------ INPUT ------

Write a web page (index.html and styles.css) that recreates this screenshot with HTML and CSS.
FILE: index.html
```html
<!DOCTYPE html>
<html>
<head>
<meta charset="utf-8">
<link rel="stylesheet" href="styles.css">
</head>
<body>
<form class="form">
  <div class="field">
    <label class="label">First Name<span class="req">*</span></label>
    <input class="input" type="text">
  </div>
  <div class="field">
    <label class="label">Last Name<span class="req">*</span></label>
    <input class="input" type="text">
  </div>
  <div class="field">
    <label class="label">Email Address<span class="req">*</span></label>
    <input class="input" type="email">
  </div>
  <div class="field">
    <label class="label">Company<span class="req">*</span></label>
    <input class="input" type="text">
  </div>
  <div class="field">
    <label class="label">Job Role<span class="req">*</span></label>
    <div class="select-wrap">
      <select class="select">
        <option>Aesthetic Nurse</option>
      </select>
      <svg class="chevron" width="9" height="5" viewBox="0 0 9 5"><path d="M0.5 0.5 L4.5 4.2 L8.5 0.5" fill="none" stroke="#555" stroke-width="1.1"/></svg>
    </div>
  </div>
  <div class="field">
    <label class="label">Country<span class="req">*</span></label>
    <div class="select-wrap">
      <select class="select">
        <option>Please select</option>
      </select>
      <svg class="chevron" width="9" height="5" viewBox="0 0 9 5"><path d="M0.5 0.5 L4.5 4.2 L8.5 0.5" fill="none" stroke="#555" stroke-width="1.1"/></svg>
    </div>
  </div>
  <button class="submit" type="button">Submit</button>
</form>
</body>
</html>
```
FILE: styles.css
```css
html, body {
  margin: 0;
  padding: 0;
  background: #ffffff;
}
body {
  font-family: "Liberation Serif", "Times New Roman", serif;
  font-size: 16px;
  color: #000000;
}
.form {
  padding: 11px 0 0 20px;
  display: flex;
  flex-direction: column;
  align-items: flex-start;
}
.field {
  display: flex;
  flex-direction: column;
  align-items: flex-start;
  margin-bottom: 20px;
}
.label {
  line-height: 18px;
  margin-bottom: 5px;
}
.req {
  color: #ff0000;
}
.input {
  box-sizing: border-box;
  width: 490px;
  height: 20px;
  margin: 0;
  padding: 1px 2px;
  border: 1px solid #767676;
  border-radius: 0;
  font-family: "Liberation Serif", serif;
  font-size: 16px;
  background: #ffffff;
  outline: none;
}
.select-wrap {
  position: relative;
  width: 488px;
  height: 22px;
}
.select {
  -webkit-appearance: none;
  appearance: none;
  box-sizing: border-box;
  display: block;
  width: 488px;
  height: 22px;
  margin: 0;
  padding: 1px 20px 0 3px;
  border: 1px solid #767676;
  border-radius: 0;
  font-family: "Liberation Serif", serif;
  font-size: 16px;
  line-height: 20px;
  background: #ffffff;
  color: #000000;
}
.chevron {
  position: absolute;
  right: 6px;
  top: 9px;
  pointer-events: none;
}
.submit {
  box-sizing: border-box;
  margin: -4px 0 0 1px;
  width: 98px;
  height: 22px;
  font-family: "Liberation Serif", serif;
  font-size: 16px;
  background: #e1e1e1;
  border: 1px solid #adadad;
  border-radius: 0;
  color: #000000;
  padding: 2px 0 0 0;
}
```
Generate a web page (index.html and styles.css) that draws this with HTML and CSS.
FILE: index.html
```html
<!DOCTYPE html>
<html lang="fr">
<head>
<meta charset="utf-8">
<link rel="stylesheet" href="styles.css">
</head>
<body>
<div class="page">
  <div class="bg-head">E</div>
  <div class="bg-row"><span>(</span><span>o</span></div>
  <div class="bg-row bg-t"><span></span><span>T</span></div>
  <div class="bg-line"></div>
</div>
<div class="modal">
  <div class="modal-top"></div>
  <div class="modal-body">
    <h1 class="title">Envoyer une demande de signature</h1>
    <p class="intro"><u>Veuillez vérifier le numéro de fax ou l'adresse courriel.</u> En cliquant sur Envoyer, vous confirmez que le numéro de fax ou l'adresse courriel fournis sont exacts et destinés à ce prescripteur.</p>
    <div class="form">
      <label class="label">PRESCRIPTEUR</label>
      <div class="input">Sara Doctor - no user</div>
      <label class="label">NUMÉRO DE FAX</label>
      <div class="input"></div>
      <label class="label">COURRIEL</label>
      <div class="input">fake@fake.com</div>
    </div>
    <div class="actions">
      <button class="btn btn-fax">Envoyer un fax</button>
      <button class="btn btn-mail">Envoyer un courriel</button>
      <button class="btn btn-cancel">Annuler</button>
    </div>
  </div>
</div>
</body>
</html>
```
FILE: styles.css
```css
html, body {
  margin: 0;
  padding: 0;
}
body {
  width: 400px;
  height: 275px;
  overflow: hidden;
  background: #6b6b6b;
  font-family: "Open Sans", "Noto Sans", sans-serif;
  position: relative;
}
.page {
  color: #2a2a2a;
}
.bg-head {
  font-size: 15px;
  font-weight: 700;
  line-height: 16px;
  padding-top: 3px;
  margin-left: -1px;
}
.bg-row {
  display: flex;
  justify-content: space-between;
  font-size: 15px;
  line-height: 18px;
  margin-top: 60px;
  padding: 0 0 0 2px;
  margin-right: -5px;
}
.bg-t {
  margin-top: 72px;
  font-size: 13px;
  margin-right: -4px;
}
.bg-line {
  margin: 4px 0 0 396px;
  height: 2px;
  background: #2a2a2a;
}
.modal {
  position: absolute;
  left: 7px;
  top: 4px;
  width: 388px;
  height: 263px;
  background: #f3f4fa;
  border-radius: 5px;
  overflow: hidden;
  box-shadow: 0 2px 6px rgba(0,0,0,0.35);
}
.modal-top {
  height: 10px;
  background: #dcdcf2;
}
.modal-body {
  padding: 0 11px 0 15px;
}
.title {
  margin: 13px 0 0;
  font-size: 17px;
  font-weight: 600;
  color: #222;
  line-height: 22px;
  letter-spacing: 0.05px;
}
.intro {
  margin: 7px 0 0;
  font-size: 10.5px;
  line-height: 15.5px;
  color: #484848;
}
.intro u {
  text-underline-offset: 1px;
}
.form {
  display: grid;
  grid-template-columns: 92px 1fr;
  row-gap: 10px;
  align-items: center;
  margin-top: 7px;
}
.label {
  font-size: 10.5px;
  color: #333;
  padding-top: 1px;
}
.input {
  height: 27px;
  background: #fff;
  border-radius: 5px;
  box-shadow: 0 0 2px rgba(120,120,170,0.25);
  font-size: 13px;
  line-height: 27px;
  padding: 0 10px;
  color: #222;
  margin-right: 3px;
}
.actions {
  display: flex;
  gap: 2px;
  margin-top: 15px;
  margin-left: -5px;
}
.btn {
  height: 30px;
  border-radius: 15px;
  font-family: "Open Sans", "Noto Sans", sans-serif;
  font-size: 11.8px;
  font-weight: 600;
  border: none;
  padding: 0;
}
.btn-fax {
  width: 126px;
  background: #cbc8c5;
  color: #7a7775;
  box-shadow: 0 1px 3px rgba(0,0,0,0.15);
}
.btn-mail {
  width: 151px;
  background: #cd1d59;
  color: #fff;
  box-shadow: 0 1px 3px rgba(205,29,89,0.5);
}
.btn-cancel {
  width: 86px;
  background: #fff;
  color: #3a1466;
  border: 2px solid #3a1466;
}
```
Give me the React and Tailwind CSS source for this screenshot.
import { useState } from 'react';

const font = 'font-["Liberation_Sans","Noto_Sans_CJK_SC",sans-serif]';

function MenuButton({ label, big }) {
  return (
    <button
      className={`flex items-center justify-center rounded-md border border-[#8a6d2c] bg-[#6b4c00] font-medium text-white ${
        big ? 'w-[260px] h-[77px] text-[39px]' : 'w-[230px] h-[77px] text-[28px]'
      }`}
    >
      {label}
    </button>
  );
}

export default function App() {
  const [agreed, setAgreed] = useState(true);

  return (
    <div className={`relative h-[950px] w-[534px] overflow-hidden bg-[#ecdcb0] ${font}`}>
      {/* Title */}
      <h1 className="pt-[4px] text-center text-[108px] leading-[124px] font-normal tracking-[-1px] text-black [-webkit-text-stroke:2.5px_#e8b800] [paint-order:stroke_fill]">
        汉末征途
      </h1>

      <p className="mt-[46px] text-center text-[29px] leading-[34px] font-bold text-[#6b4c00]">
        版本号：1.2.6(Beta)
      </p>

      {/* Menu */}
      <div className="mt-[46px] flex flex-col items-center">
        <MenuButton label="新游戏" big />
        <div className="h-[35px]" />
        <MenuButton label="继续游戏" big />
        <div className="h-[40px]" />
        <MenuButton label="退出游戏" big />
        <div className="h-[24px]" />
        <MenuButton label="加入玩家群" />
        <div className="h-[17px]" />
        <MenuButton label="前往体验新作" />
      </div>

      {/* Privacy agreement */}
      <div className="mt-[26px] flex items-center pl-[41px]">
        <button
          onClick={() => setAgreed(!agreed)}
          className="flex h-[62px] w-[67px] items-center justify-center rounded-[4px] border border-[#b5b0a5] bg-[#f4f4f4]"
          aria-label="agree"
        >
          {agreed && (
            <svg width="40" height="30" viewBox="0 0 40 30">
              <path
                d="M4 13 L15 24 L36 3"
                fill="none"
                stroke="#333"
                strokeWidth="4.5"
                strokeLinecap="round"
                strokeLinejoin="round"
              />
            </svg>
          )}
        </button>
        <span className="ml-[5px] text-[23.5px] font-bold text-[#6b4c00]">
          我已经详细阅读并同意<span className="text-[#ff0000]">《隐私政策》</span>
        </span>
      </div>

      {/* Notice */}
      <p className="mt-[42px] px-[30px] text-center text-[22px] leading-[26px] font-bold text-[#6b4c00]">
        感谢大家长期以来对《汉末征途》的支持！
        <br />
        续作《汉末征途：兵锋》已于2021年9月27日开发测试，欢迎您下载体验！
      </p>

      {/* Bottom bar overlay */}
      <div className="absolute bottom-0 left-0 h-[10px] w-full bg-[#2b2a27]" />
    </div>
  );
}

------

- **EXERCISE PROMPT**
Among the records above, extract exactly the lines from the line with "Give me the" to the line with "const [agreed, setAgreed] = useState(true);", both lines included, and leave out the rest.

- **COMPLETE RESPONSE**
Give me the React and Tailwind CSS source for this screenshot.
import { useState } from 'react';

const font = 'font-["Liberation_Sans","Noto_Sans_CJK_SC",sans-serif]';

function MenuButton({ label, big }) {
  return (
    <button
      className={`flex items-center justify-center rounded-md border border-[#8a6d2c] bg-[#6b4c00] font-medium text-white ${
        big ? 'w-[260px] h-[77px] text-[39px]' : 'w-[230px] h-[77px] text-[28px]'
      }`}
    >
      {label}
    </button>
  );
}

export default function App() {
  const [agreed, setAgreed] = useState(true);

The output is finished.